У Третьякова Барр познакомился с членами ЛЕФа, довольно аморфного сообщества художников-конструктивистов. Барр тесно общался с ними во время визита в Москву и впоследствии написал об этом статью, в которой упомянуты Третьяков, Александр Родченко и его жена Варвара Степанова, а также Владимир Маяковский; две статьи он посвятил самому знаменитому члену ЛЕФа Сергею Эйзенштейну. И Третьяков, и Родченко мечтали стать режиссерами, и Барр отметил, что, «перефразируя Пейтера, все искусство в России, в том числе и музыка, стремится к тому, чтобы стать кинематографом»{78}
. Барр отметил, что и он, и члены ЛЕФа увлекаются одними и теми же видами искусства, архитектурой и кино, однако по разным причинам. «Их дух, — писал он, — рационален, материалистичен, программа их агрессивно-утилитарна. Они терпеть не могут слова „эстетика“ им претят богемные обертоны слова „художественный“. Для них, в теории, романтический индивидуализм — мерзость.
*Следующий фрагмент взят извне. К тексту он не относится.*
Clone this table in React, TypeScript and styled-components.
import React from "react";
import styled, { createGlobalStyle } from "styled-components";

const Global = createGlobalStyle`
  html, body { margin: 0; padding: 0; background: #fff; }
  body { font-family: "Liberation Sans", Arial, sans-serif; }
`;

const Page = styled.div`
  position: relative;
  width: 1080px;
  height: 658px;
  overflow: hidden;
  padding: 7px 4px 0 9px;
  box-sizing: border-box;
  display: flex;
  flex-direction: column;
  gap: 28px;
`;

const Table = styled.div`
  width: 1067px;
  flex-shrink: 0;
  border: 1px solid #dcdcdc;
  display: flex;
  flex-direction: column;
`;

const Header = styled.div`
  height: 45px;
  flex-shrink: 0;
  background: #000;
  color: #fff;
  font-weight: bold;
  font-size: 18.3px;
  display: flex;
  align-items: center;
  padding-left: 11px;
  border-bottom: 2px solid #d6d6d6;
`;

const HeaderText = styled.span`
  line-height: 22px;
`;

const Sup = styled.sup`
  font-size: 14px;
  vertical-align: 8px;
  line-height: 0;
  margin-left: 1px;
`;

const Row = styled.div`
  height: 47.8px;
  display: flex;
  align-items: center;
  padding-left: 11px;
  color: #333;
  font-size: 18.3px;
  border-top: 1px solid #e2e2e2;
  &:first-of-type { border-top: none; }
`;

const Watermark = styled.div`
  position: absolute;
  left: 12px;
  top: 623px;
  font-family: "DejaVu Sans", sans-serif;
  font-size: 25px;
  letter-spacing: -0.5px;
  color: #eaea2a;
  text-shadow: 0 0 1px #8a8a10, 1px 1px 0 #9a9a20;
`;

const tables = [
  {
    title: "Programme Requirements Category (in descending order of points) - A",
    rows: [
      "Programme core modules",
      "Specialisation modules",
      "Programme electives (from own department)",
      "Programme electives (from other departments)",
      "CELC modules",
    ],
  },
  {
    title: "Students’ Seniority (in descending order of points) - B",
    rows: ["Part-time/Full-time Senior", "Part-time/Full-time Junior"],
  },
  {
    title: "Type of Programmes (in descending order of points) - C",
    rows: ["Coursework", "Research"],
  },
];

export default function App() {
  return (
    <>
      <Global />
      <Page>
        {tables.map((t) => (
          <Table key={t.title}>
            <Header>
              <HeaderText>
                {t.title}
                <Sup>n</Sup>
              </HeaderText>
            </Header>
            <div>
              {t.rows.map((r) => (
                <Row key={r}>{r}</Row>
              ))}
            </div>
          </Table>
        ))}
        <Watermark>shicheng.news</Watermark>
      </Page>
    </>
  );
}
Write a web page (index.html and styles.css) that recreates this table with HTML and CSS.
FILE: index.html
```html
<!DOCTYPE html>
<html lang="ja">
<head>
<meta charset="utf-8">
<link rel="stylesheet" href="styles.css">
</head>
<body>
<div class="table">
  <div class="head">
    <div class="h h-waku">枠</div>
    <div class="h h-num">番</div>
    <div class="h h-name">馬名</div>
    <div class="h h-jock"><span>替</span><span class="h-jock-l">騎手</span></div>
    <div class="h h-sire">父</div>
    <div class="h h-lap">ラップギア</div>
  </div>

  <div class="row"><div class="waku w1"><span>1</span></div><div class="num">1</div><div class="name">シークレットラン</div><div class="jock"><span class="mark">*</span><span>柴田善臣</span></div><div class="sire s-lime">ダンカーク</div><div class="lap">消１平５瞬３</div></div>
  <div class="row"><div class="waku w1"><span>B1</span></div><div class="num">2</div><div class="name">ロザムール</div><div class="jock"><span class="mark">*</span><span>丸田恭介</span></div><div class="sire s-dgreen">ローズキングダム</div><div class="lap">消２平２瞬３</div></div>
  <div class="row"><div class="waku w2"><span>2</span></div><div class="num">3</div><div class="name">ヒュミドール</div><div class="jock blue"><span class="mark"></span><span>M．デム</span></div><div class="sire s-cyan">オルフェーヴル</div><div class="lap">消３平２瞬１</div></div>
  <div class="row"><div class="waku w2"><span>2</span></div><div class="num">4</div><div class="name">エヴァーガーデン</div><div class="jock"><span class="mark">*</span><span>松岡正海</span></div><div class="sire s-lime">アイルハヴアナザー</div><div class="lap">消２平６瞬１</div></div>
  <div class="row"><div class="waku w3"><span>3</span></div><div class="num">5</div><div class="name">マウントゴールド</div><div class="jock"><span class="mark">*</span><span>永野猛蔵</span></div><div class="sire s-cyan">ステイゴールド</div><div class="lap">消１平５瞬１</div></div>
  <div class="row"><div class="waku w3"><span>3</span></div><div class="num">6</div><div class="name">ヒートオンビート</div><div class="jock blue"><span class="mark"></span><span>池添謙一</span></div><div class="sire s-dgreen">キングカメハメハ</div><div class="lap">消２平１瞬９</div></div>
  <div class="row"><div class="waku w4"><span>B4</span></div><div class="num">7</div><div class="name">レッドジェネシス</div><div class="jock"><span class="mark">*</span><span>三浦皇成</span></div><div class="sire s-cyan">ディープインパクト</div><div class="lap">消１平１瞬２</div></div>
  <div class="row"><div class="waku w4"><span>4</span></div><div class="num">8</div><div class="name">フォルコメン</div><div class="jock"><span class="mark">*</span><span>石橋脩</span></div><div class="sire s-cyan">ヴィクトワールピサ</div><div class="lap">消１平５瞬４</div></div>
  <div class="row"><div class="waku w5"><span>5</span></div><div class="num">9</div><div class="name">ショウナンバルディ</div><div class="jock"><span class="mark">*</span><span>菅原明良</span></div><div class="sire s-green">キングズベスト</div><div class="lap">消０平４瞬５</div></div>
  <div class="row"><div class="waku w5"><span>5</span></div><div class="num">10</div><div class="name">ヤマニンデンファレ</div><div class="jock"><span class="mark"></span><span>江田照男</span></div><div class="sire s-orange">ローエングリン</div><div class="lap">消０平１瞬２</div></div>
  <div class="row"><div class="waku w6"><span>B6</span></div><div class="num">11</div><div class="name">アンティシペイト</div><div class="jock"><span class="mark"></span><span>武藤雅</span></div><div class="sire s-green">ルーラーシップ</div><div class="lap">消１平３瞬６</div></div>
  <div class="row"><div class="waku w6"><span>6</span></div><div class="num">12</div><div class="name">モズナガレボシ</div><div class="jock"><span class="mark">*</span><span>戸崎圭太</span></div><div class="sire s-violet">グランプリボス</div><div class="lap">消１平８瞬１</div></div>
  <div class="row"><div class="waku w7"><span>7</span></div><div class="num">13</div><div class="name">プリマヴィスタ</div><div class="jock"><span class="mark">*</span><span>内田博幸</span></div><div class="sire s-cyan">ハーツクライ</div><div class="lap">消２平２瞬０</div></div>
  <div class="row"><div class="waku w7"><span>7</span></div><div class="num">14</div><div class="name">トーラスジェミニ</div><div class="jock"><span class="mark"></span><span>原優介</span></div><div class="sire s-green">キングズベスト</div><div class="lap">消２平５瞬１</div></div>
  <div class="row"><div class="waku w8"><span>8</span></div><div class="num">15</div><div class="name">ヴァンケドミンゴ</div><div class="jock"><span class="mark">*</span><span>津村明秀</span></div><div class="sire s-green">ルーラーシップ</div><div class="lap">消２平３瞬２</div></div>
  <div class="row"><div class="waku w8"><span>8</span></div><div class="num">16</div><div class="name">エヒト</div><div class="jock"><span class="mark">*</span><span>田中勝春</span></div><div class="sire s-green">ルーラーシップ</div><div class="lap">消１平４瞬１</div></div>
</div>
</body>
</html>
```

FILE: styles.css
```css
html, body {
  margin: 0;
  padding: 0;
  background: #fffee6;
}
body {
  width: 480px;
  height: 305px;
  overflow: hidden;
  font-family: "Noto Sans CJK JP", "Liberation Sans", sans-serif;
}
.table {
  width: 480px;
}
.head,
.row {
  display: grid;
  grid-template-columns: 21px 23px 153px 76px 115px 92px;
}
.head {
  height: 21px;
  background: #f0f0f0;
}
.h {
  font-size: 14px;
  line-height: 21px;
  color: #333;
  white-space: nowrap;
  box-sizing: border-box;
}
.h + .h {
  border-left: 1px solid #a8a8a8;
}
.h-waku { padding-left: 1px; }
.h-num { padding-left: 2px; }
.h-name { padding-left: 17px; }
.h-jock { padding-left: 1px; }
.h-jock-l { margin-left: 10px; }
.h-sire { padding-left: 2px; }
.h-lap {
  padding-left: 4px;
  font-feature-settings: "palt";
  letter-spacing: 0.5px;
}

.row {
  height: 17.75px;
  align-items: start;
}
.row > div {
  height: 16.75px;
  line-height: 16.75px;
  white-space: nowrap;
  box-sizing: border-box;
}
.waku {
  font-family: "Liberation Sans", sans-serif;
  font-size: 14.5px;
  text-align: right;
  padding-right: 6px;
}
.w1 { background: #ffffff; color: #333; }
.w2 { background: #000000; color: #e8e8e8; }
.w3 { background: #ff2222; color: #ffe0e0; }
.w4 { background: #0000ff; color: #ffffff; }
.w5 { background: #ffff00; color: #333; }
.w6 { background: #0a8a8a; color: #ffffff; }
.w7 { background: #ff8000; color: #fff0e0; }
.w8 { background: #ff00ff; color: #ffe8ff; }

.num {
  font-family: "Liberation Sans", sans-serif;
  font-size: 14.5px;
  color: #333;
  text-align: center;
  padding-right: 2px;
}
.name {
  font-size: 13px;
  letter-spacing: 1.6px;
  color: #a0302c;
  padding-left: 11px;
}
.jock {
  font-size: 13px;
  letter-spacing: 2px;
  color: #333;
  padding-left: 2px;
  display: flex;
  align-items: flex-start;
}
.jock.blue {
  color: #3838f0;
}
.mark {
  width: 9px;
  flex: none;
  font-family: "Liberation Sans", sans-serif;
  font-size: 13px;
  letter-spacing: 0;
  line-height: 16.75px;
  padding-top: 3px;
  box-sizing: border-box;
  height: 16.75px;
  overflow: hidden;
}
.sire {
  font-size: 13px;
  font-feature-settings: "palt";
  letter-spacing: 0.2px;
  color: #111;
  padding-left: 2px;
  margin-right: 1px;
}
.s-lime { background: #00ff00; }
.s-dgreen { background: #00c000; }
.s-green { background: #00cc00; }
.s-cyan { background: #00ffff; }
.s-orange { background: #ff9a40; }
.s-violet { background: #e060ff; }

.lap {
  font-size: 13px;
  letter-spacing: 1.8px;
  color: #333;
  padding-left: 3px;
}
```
Они коммунисты»{79}. Политические взгляды Барра отличаются характерным либерализмом, их основой служит не столько конкретная идеология, сколько врожденный гуманизм. Его представление о «чистоте» как критерии современной эстетики заставило его объявить Эйзенштейна, режиссера-коммуниста, в котором для Барра воплотилась метафора машины, художественным гением ХХ века{80}.Барр был несколько озадачен, когда понял, что Третьякова не интересует ничто из того, что не соответствует его объективному, дискриптивному, так сказать, «журналистскому» идеалу искусства. Более радикальные формы живописи никак не соотносились с его мировоззрением. «Когда я стал расспрашивать его о Малевиче, Певзнере и Альтмане, оказалось, что ему это не интересно: они — абстрактные художники, а он — конкретный, ячейка марксистского общества. Его больше интересует Родченко, который отошел от супрематистской живописи и занялся фотографией. Он показал нам [рукопись] своих стихов для детей с иллюстрациями Родченко: фотографии бумажных кукол; отличная композиция, довольно остроумно. Однако какой-то государственный чиновник запретил публикацию этой книги, поскольку иллюстрации к стихам не выглядят реалистично»{81}
.Барра больше интересовала эстетика формализма, лефовцев — социалистический реализм с его нацеленностью на пропаганду и общественную пользу. По его мнению, иногда «пропаганда выглядит эстетически непривлекательной, <…> но с другой стороны, революционная драма еще молода»{82}
. При этом пропагандистская составляющая советского искусства не мешала Барру им восторгаться: «Как мне кажется, нет другого места, где живописный или литературный талант взращивают столь же заботливо, как в Москве. <…> Здесь лучше, чем в любом другом месте на земле»{83}.Хотя Барр никак не комментирует в дневнике те случаи, когда ему пришлось наблюдать действия цензуры, он признаёт, что в то время его совсем не интересовала русская политика{84}
, хотя наряду с восторгами по поводу изобилия культурной жизни в тексте дневника звучит нарастающая тревога по поводу репрессий в отношении авангардного искусства. Барр посетил свыше двадцати пяти репертуарных театров, которые произвели на него сильное впечатление, и вообще «метался, как сумасшедший, из музея на концерт, из храма в кинотеатр»: «Никогда в жизни я так не бегал»{85}. Он пишет Саксу о своих ежедневных похождениях: «Музыка в Москве неожиданно отсталая, зато архитектура с каждым днем делается все важнее. По большому счету, новый интернациональный стиль ведет свое начало от Фрэнка Ллойда Райта, потом вступают Ле Корбюзье и Гропиус. К сожалению, технические возможности русских сильно отстают от их творческой изобретательности»{86}.Приезд Барра в Россию совпал с десятой годовщиной Октябрьской революции. Фильм Эйзенштейна «Октябрь, или Десять дней, которые потрясли мир», изначально приуроченный к этому событию, не вышел вовремя. Из того, как Барр описывает Эйзенштейна, становится понятно, почему тот так ему понравился: «Он чрезвычайно любезен, говорит с юмором, по виду — почти клоун»{87}
. Когда его впоследствии попросили пояснить эти слова, Барр ответил: «Мне кажется, что сравнение с клоуном, которое, насколько мне известно, к Эйзенштейну применяли несколько человек, основано на общей физиогномике: вздернутый нос, лысоватая голова, большой рот, выразительное, подвижное лицо — ведь он когда-то был актером, постоянное ощущение, что он играет какую-то комическую роль, иронизируя над самим собой»{88}.